Once I iterated on each training combination, given the k-fold split, I can estimate mean and standard deviation of models performance but I actually get k different models (with their own fitted parameters). How do I get the final, whole model? Is a matter of averaging the parameters?
Not showing code because is a general question so I'll write down the logic only:
model_1 = [p10, p11, p12] \
model_2 = [p20, p21, p22] |
model_3 = [p30, p31, p32] > param_matrix
model_4 = [p40, p41, p42] |
model_5 = [p50, p51, p52] /
What about model_final: [pf0, pf1, pf2]?
Too trivial solution 1: model_final = mean(param_matrix, axis=0)
Too trivial solution 2: model_final = the one of the fives that reach the highest performance (could be a overfit rather than the optimal one)

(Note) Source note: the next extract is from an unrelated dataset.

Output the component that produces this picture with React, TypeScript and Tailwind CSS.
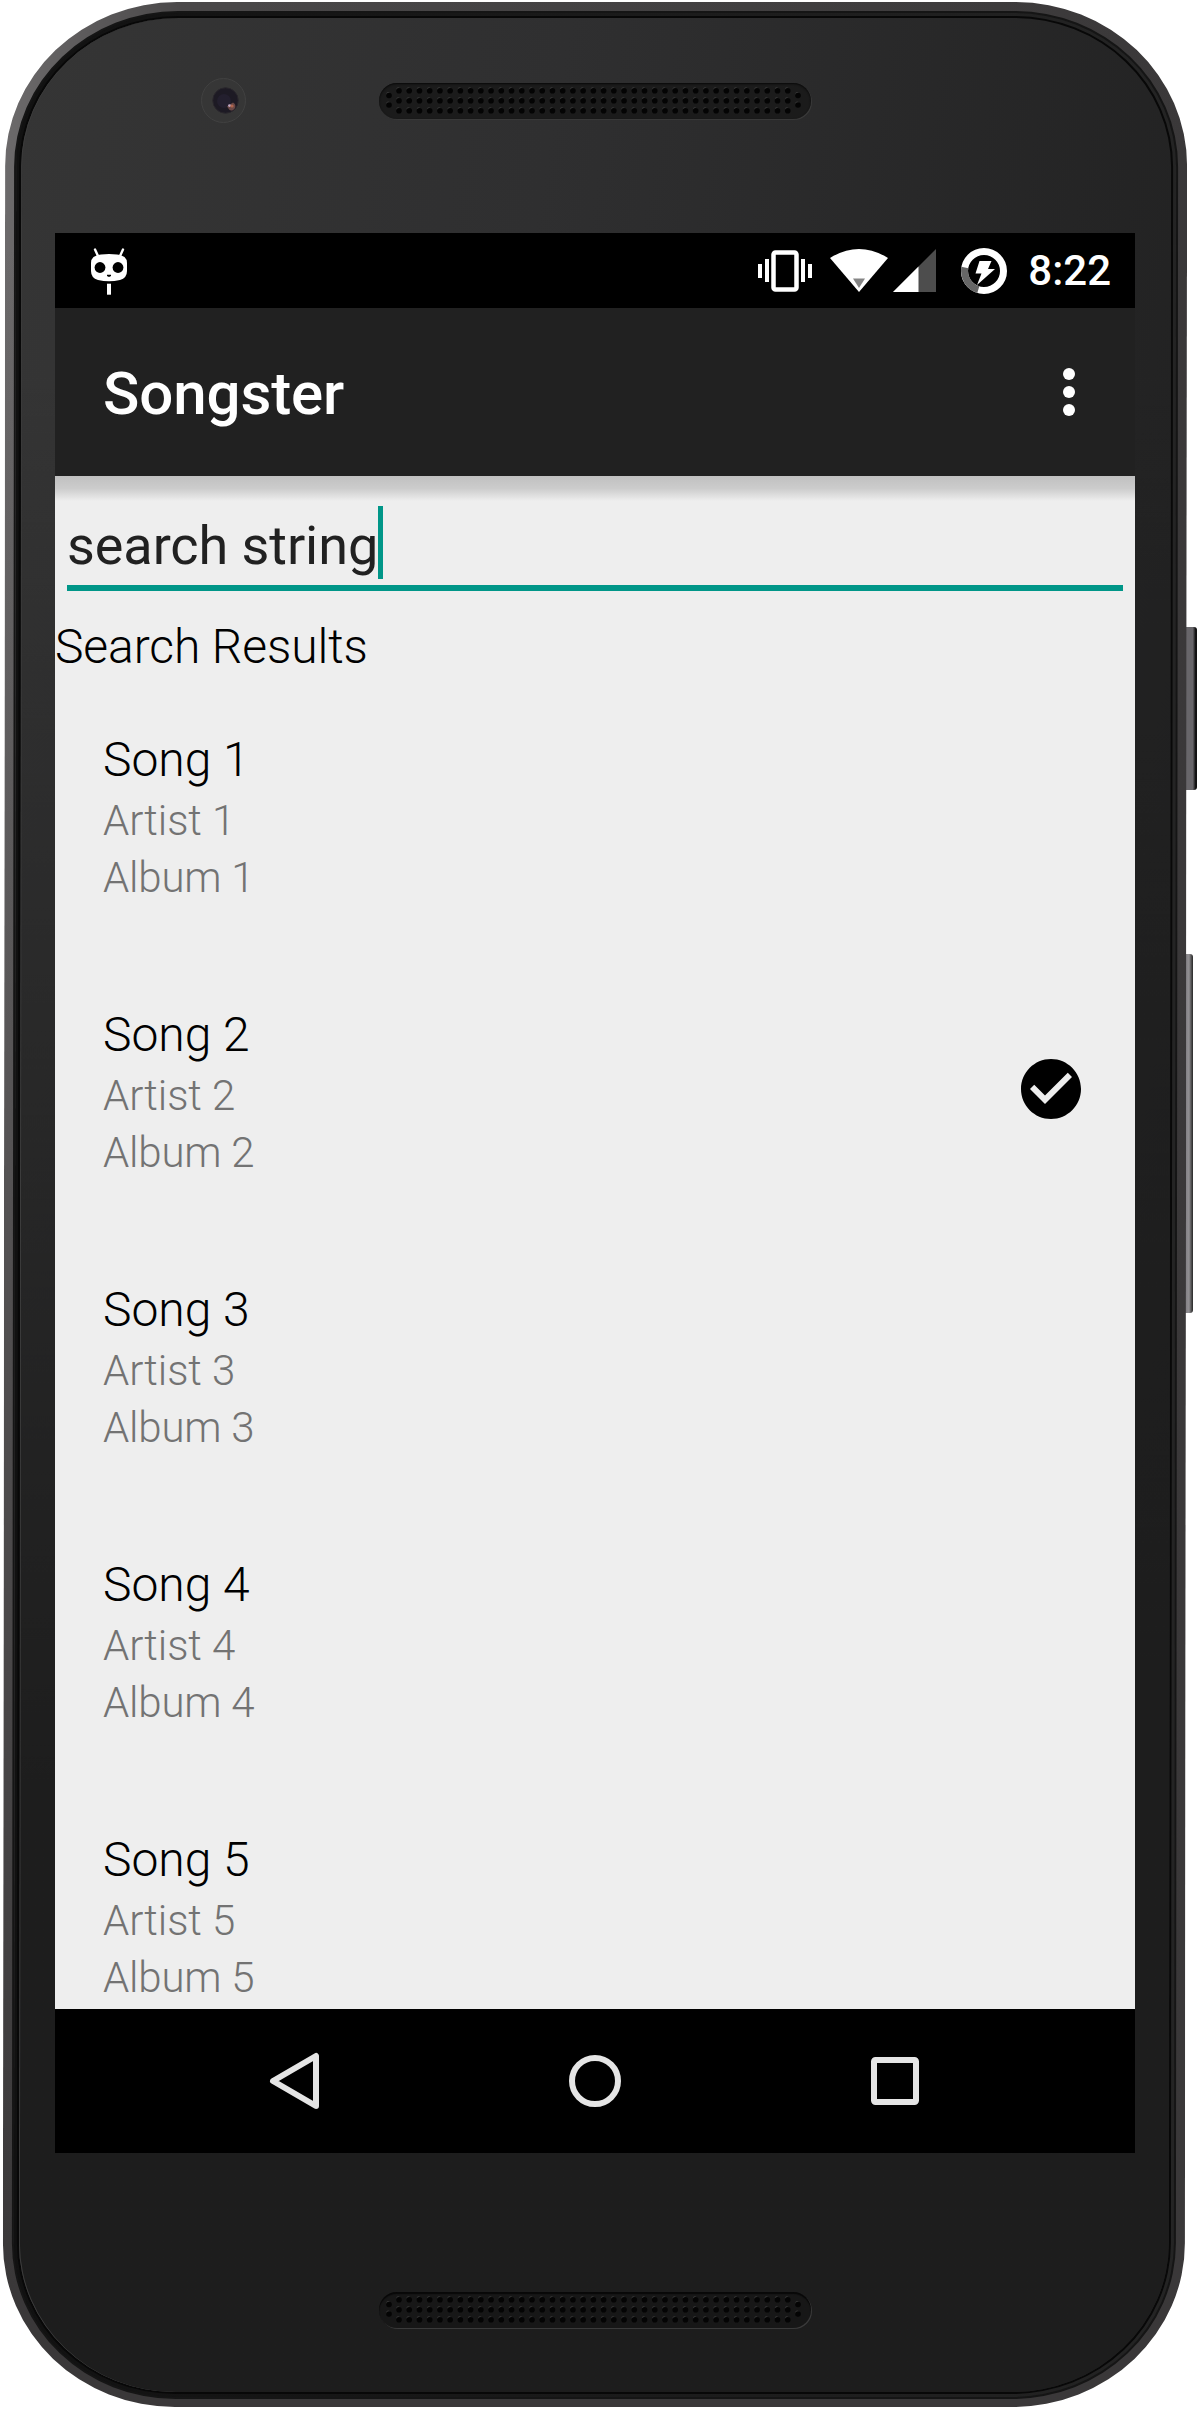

First of all, the purpose of cross-validation (K-fold) is model checking, not model building.
In your question, you said that every fold of your program has different parameters, maybe this is not the best way to work.
One possibility to proceed is evaluate every model (each one with different parameters) using K-fold inside (using GridSearchCV
); if you see that you obtain similar values of accuracy or other metrics in each split, then you are not overfitting.
Make this methodology for every model you have, and chose the one you obtain better results. Of course, always there is possibility to overfit, but with K-fold, you reduce it.
Finally, once you have checked with cross-validation that you obtain similar metrics for every split and you have chosed the model parameters, you have to train your model with all your training data; and you will finally obtain one unique model.